**Dataset section**
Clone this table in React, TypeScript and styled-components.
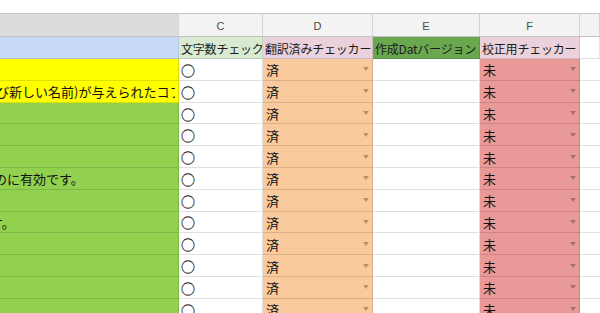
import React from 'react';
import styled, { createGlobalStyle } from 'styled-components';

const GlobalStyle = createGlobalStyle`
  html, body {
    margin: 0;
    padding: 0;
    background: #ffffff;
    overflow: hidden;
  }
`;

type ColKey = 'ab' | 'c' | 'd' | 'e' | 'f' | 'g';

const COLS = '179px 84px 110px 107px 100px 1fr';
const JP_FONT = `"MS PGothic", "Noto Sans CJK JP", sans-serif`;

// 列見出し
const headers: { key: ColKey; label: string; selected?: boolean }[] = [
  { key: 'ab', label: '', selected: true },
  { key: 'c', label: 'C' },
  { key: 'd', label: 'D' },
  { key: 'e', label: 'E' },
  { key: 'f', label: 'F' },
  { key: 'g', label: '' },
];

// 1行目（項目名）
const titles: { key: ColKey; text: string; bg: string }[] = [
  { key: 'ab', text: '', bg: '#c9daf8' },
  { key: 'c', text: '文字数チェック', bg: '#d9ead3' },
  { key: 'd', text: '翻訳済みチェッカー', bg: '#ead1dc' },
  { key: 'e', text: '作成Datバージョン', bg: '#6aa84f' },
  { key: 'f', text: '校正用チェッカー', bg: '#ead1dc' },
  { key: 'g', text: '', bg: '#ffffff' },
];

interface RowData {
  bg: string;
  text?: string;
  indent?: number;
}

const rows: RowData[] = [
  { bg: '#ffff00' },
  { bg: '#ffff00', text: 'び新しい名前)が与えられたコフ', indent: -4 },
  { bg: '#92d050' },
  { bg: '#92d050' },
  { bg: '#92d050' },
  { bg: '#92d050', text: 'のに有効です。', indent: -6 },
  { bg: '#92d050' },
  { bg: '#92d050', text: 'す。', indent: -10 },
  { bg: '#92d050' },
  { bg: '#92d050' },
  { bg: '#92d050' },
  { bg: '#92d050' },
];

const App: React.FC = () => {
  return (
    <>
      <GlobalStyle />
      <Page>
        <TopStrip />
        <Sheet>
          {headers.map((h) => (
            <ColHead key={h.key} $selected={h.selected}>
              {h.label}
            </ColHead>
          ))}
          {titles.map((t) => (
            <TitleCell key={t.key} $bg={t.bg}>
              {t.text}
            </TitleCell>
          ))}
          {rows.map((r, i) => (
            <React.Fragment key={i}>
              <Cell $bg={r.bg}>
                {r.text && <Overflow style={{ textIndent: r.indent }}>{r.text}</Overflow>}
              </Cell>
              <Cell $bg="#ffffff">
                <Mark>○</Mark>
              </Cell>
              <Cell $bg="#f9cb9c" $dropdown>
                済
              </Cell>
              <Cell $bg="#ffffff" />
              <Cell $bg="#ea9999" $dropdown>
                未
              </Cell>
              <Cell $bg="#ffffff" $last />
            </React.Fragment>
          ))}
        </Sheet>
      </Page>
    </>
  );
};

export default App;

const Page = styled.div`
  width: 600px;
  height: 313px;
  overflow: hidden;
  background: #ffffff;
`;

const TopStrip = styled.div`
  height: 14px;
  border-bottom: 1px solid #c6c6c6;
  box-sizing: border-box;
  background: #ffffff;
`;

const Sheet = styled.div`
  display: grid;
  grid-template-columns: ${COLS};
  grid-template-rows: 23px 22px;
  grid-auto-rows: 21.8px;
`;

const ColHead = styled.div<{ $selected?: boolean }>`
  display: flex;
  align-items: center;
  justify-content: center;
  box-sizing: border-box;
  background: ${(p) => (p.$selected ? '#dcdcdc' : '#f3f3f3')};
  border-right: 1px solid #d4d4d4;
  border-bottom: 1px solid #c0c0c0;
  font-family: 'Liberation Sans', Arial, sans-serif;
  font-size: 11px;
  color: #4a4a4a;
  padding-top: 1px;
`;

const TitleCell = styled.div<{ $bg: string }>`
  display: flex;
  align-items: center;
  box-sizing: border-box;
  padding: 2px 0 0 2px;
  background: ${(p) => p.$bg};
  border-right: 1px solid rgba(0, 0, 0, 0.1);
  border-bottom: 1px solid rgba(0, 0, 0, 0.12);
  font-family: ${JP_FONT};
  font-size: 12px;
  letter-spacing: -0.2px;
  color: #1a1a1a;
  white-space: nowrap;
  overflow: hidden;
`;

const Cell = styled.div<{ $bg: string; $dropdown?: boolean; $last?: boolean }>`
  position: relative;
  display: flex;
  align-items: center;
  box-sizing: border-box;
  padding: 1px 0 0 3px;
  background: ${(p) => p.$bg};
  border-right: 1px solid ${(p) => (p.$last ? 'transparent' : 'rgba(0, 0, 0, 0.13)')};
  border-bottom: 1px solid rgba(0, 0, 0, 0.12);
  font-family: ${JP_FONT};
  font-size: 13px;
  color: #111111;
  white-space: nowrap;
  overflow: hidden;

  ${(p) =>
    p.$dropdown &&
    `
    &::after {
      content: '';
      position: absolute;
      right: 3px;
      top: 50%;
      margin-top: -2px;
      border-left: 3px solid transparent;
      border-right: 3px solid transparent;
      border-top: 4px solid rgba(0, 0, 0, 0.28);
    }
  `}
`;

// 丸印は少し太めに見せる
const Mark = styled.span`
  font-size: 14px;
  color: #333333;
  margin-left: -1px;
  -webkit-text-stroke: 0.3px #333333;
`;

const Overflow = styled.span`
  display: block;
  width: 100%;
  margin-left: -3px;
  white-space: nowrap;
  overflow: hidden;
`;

**Exercise description**
Please write out all the data again word for word, but not the pictures.

**Written answer**
Clone this table in React, TypeScript and styled-components.
import React from 'react';
import styled, { createGlobalStyle } from 'styled-components';

const GlobalStyle = createGlobalStyle`
  html, body {
    margin: 0;
    padding: 0;
    background: #ffffff;
    overflow: hidden;
  }
`;

type ColKey = 'ab' | 'c' | 'd' | 'e' | 'f' | 'g';

const COLS = '179px 84px 110px 107px 100px 1fr';
const JP_FONT = `"MS PGothic", "Noto Sans CJK JP", sans-serif`;

// 列見出し
const headers: { key: ColKey; label: string; selected?: boolean }[] = [
  { key: 'ab', label: '', selected: true },
  { key: 'c', label: 'C' },
  { key: 'd', label: 'D' },
  { key: 'e', label: 'E' },
  { key: 'f', label: 'F' },
  { key: 'g', label: '' },
];

// 1行目（項目名）
const titles: { key: ColKey; text: string; bg: string }[] = [
  { key: 'ab', text: '', bg: '#c9daf8' },
  { key: 'c', text: '文字数チェック', bg: '#d9ead3' },
  { key: 'd', text: '翻訳済みチェッカー', bg: '#ead1dc' },
  { key: 'e', text: '作成Datバージョン', bg: '#6aa84f' },
  { key: 'f', text: '校正用チェッカー', bg: '#ead1dc' },
  { key: 'g', text: '', bg: '#ffffff' },
];

interface RowData {
  bg: string;
  text?: string;
  indent?: number;
}

const rows: RowData[] = [
  { bg: '#ffff00' },
  { bg: '#ffff00', text: 'び新しい名前)が与えられたコフ', indent: -4 },
  { bg: '#92d050' },
  { bg: '#92d050' },
  { bg: '#92d050' },
  { bg: '#92d050', text: 'のに有効です。', indent: -6 },
  { bg: '#92d050' },
  { bg: '#92d050', text: 'す。', indent: -10 },
  { bg: '#92d050' },
  { bg: '#92d050' },
  { bg: '#92d050' },
  { bg: '#92d050' },
];

const App: React.FC = () => {
  return (
    <>
      <GlobalStyle />
      <Page>
        <TopStrip />
        <Sheet>
          {headers.map((h) => (
            <ColHead key={h.key} $selected={h.selected}>
              {h.label}
            </ColHead>
          ))}
          {titles.map((t) => (
            <TitleCell key={t.key} $bg={t.bg}>
              {t.text}
            </TitleCell>
          ))}
          {rows.map((r, i) => (
            <React.Fragment key={i}>
              <Cell $bg={r.bg}>
                {r.text && <Overflow style={{ textIndent: r.indent }}>{r.text}</Overflow>}
              </Cell>
              <Cell $bg="#ffffff">
                <Mark>○</Mark>
              </Cell>
              <Cell $bg="#f9cb9c" $dropdown>
                済
              </Cell>
              <Cell $bg="#ffffff" />
              <Cell $bg="#ea9999" $dropdown>
                未
              </Cell>
              <Cell $bg="#ffffff" $last />
            </React.Fragment>
          ))}
        </Sheet>
      </Page>
    </>
  );
};

export default App;

const Page = styled.div`
  width: 600px;
  height: 313px;
  overflow: hidden;
  background: #ffffff;
`;

const TopStrip = styled.div`
  height: 14px;
  border-bottom: 1px solid #c6c6c6;
  box-sizing: border-box;
  background: #ffffff;
`;

const Sheet = styled.div`
  display: grid;
  grid-template-columns: ${COLS};
  grid-template-rows: 23px 22px;
  grid-auto-rows: 21.8px;
`;

const ColHead = styled.div<{ $selected?: boolean }>`
  display: flex;
  align-items: center;
  justify-content: center;
  box-sizing: border-box;
  background: ${(p) => (p.$selected ? '#dcdcdc' : '#f3f3f3')};
  border-right: 1px solid #d4d4d4;
  border-bottom: 1px solid #c0c0c0;
  font-family: 'Liberation Sans', Arial, sans-serif;
  font-size: 11px;
  color: #4a4a4a;
  padding-top: 1px;
`;

const TitleCell = styled.div<{ $bg: string }>`
  display: flex;
  align-items: center;
  box-sizing: border-box;
  padding: 2px 0 0 2px;
  background: ${(p) => p.$bg};
  border-right: 1px solid rgba(0, 0, 0, 0.1);
  border-bottom: 1px solid rgba(0, 0, 0, 0.12);
  font-family: ${JP_FONT};
  font-size: 12px;
  letter-spacing: -0.2px;
  color: #1a1a1a;
  white-space: nowrap;
  overflow: hidden;
`;

const Cell = styled.div<{ $bg: string; $dropdown?: boolean; $last?: boolean }>`
  position: relative;
  display: flex;
  align-items: center;
  box-sizing: border-box;
  padding: 1px 0 0 3px;
  background: ${(p) => p.$bg};
  border-right: 1px solid ${(p) => (p.$last ? 'transparent' : 'rgba(0, 0, 0, 0.13)')};
  border-bottom: 1px solid rgba(0, 0, 0, 0.12);
  font-family: ${JP_FONT};
  font-size: 13px;
  color: #111111;
  white-space: nowrap;
  overflow: hidden;

  ${(p) =>
    p.$dropdown &&
    `
    &::after {
      content: '';
      position: absolute;
      right: 3px;
      top: 50%;
      margin-top: -2px;
      border-left: 3px solid transparent;
      border-right: 3px solid transparent;
      border-top: 4px solid rgba(0, 0, 0, 0.28);
    }
  `}
`;

// 丸印は少し太めに見せる
const Mark = styled.span`
  font-size: 14px;
  color: #333333;
  margin-left: -1px;
  -webkit-text-stroke: 0.3px #333333;
`;

const Overflow = styled.span`
  display: block;
  width: 100%;
  margin-left: -3px;
  white-space: nowrap;
  overflow: hidden;
`;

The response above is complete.